**STATED PROBLEM**
Pictures are not part of the copy. Retype the lines from the first one through the line that contains "#111642 704px, #111642".

**RECORDED INFORMATION**
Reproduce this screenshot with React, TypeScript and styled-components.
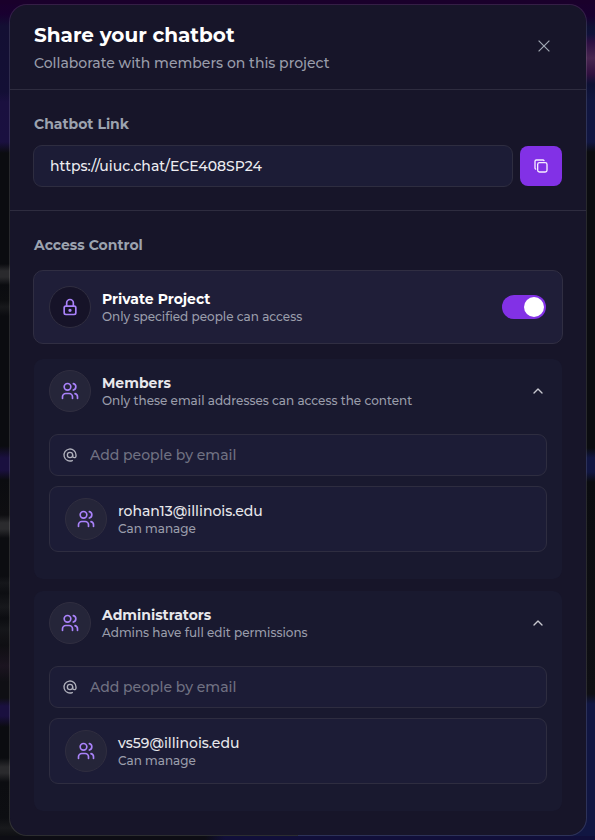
import React from "react";
import styled, { createGlobalStyle } from "styled-components";
import { TbAt, TbChevronUp, TbCopy, TbLock, TbUsers } from "react-icons/tb";

const GlobalStyle = createGlobalStyle`
  *, *::before, *::after { box-sizing: border-box; }
  body { margin: 0; background: #0b0c10; }
  button, input { font: inherit; }
`;

const leftEdge = `linear-gradient(180deg,
  #1a002b 0, #190030 14px, #130f33 26px, #130f35 92px, #1a103f 102px, #1a1040 142px,
  #0b0c10 153px, #0b0c10 264px, #2a2a2d 271px, #2a2a2d 277px, #0b0c10 285px,
  #0d0e11 300px, #17181b 307px, #0b0c10 316px, #0b0c10 446px, #1a103f 458px, #1a103f 470px,
  #0b0c10 480px, #0e0e11 515px, #2b2b2e 523px, #2b2b2e 529px, #0c0d11 538px,
  #0c0d11 576px, #15161a 583px, #0d0e12 593px, #17181c 607px, #0c0d11 618px, #15161a 629px,
  #0f0f13 645px, #1b1420 666px, #0f0f14 682px, #0f0f14 698px, #1a103f 706px, #1a103f 716px,
  #0b0c10 727px, #0b0c10 758px, #2a2a2d 767px, #2a2a2d 773px, #0c0d11 782px,
  #0d0e12 818px, #18191c 828px, #0c0d11 838px)`;

const rightEdge = `linear-gradient(180deg,
  #1a002b 0, #190030 16px, #0f1134 27px, #10123a 34px, #2c0f42 42px, #482650 58px,
  #30103f 74px, #0e1134 84px, #11163f 100px, #111642 142px, #0b0c10 152px,
  #0b0c10 448px, #111642 458px, #111642 472px, #0b0c10 482px, #0f0f14 694px,
  #111642 704px, #111642 840px)`;

const Page = styled.main`
  width: 595px;
  height: 840px;
  padding: 4px 8px 4px 9px;
  overflow: hidden;
  background:
    linear-gradient(#1a002b, #1a002b) top / 100% 4px no-repeat,
    linear-gradient(90deg, #0d0d14 0 205px, #110f3a 225px 100%) bottom / 100% 4px no-repeat,
    ${leftEdge} left / 50% 100% no-repeat,
    ${rightEdge} right / 50% 100% no-repeat;
  font-family: Montserrat, Inter, "Open Sans", sans-serif;
  font-weight: 500;
  color: #fff;
`;

const Modal = styled.section`
  height: 832px;
  border: 1px solid rgba(255, 255, 255, 0.12);
  border-radius: 18px;
  background: #171529;
  background-clip: padding-box;
  overflow: hidden;
`;

const Header = styled.header`
  display: flex;
  justify-content: space-between;
  height: 85px;
  padding: 17px 24px 0;
  border-bottom: 1px solid #2e2c3f;
`;

const Title = styled.h1`
  margin: 0;
  font-size: 20px;
  line-height: 26px;
  font-weight: 700;
  white-space: nowrap;
`;

const Subtitle = styled.p`
  margin: 5px 0 0;
  font-size: 14px;
  line-height: 20px;
  color: #9a9dab;
  white-space: nowrap;
`;

const CloseButton = styled.button`
  display: grid;
  place-items: center;
  width: 36px;
  height: 37px;
  margin-top: 6px;
  padding: 0;
  border: 0;
  background: none;
  color: #9ca3af;
`;

const LinkSection = styled.section`
  height: 121px;
  padding: 24px 24px 0 23px;
  border-bottom: 1px solid #2e2c3f;
`;

const AccessSection = styled.section`
  padding: 24px 23px 0;
`;

const SectionLabel = styled.h2`
  margin: 0 0 11px 1px;
  font-size: 14px;
  line-height: 20px;
  font-weight: 700;
  color: #9ca3af;
`;

const LinkRow = styled.div`
  display: flex;
  align-items: center;
  gap: 7px;
`;

const LinkInput = styled.input`
  flex: 1;
  min-width: 0;
  height: 42px;
  padding: 0 16px;
  border: 1px solid #2e2d40;
  border-radius: 9px;
  outline: 0;
  background: #1c1c36;
  color: #ededf1;
  font-size: 14px;
`;

const CopyButton = styled.button`
  display: grid;
  place-items: center;
  width: 42px;
  height: 40px;
  padding: 0;
  border: 0;
  border-radius: 8px;
  background: #8231e6;
  color: #f6edff;
`;

const PrivacyCard = styled.div`
  display: flex;
  align-items: center;
  height: 74px;
  margin-top: 15px;
  padding: 0 16px 0 15px;
  border: 1px solid #302e42;
  border-radius: 10px;
  background: #1f1e38;
`;

const Group = styled.section<{ $gap: number }>`
  height: 220px;
  margin: ${(p) => p.$gap}px 1px 0;
  padding: 11px 15px 0;
  border-radius: 9px;
  background: #19192f;
`;

const GroupHeader = styled.div`
  display: flex;
  align-items: center;
  height: 42px;
`;

const Avatar = styled.span<{ $dark?: boolean }>`
  display: grid;
  place-items: center;
  flex: none;
  width: 42px;
  height: 42px;
  margin-right: 11px;
  border: 1px solid #302e40;
  border-radius: 50%;
  background: ${(p) => (p.$dark ? "#161328" : "#252539")};
  color: #a982fa;
`;

const Copy = styled.div`
  flex: 1;
  min-width: 0;
  white-space: nowrap;
`;

const Name = styled.div<{ $tone?: string }>`
  font-size: 14px;
  line-height: 18px;
  font-weight: 700;
  color: ${(p) => p.$tone ?? "#e8e8ec"};
`;

const Email = styled(Name)`
  font-weight: 500;
`;

const Note = styled.div`
  font-size: 12px;
  line-height: 17px;
  color: #9a9dab;
`;

const Toggle = styled.button`
  display: flex;
  justify-content: flex-end;
  align-items: center;
  width: 44px;
  height: 24px;
  padding: 0 2px;
  border: 0;
  border-radius: 12px;
  background: #8231e6;
`;

const Knob = styled.span`
  width: 20px;
  height: 20px;
  border-radius: 50%;
  background: #fff;
`;

const Chevron = styled.span`
  display: grid;
  padding-right: 1px;
  color: #c8c8d0;
`;

const InviteField = styled.label`
  display: flex;
  align-items: center;
  gap: 12px;
  height: 42px;
  margin-top: 22px;
  padding: 0 12px;
  border: 1px solid #2e2d40;
  border-radius: 9px;
  background: #1c1c36;
  color: #b0b1bc;
`;

const InviteInput = styled.input`
  flex: 1;
  min-width: 0;
  padding: 0;
  border: 0;
  outline: 0;
  background: none;
  color: #fff;
  font-size: 14px;
  &::placeholder { color: #707182; opacity: 1; }
`;

const PersonCard = styled.div`
  display: flex;
  align-items: center;
  height: 66px;
  margin-top: 10px;
  padding: 0 15px;
  border: 1px solid #2e2d40;
  border-radius: 9px;
  background: #1c1c36;
`;

type PeopleProps = { title: string; note: string; email: string; gap: number };

function PeopleGroup({ title, note, email, gap }: PeopleProps) {
  return (
    <Group $gap={gap}>
      <GroupHeader>
        <Avatar><TbUsers size={20} /></Avatar>
        <Copy>
          <Name>{title}</Name>
          <Note>{note}</Note>
        </Copy>
        <Chevron><TbChevronUp size={16} /></Chevron>
      </GroupHeader>
      <InviteField>
        <TbAt size={16} />
        <InviteInput placeholder="Add people by email" />
      </InviteField>
      <PersonCard>
        <Avatar><TbUsers size={20} /></Avatar>
        <Copy>
          <Email>{email}</Email>
          <Note>Can manage</Note>
        </Copy>
      </PersonCard>
    </Group>
  );
}

export default function App() {
  return (
    <Page>
      <GlobalStyle />
      <Modal>
        <Header>
          <div>
            <Title>Share your chatbot</Title>
            <Subtitle>Collaborate with members on this project</Subtitle>
          </div>
          <CloseButton aria-label="Close">
            <svg width="12" height="13" viewBox="0 0 12 13" fill="none" stroke="currentColor" strokeWidth="1.25">
              <path d="M.6.6l10.8 10.8M11.4.6L.6 11.4" />
            </svg>
          </CloseButton>
        </Header>
        <LinkSection>
          <SectionLabel>Chatbot Link</SectionLabel>
          <LinkRow>
            <LinkInput readOnly value="https://uiuc.chat/ECE408SP24" />
            <CopyButton aria-label="Copy link"><TbCopy size={16} /></CopyButton>
          </LinkRow>
        </LinkSection>
        <AccessSection>
          <SectionLabel>Access Control</SectionLabel>
          <PrivacyCard>
            <Avatar $dark><TbLock size={20} /></Avatar>
            <Copy>
              <Name $tone="#fff">Private Project</Name>
              <Note>Only specified people can access</Note>
            </Copy>
            <Toggle role="switch" aria-checked="true" aria-label="Private project"><Knob /></Toggle>
          </PrivacyCard>
          <PeopleGroup
            gap={15}
            title="Members"
            note="Only these email addresses can access the content"
            email="rohan13@illinois.edu"
          />
          <PeopleGroup
            gap={12}
            title="Administrators"
            note="Admins have full edit permissions"
            email="vs59@illinois.edu"
          />
        </AccessSection>
      </Modal>
    </Page>
  );
}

**REPLY TO THE TASK**
Reproduce this screenshot with React, TypeScript and styled-components.
import React from "react";
import styled, { createGlobalStyle } from "styled-components";
import { TbAt, TbChevronUp, TbCopy, TbLock, TbUsers } from "react-icons/tb";

const GlobalStyle = createGlobalStyle`
  *, *::before, *::after { box-sizing: border-box; }
  body { margin: 0; background: #0b0c10; }
  button, input { font: inherit; }
`;

const leftEdge = `linear-gradient(180deg,
  #1a002b 0, #190030 14px, #130f33 26px, #130f35 92px, #1a103f 102px, #1a1040 142px,
  #0b0c10 153px, #0b0c10 264px, #2a2a2d 271px, #2a2a2d 277px, #0b0c10 285px,
  #0d0e11 300px, #17181b 307px, #0b0c10 316px, #0b0c10 446px, #1a103f 458px, #1a103f 470px,
  #0b0c10 480px, #0e0e11 515px, #2b2b2e 523px, #2b2b2e 529px, #0c0d11 538px,
  #0c0d11 576px, #15161a 583px, #0d0e12 593px, #17181c 607px, #0c0d11 618px, #15161a 629px,
  #0f0f13 645px, #1b1420 666px, #0f0f14 682px, #0f0f14 698px, #1a103f 706px, #1a103f 716px,
  #0b0c10 727px, #0b0c10 758px, #2a2a2d 767px, #2a2a2d 773px, #0c0d11 782px,
  #0d0e12 818px, #18191c 828px, #0c0d11 838px)`;

const rightEdge = `linear-gradient(180deg,
  #1a002b 0, #190030 16px, #0f1134 27px, #10123a 34px, #2c0f42 42px, #482650 58px,
  #30103f 74px, #0e1134 84px, #11163f 100px, #111642 142px, #0b0c10 152px,
  #0b0c10 448px, #111642 458px, #111642 472px, #0b0c10 482px, #0f0f14 694px,
  #111642 704px, #111642 840px)`;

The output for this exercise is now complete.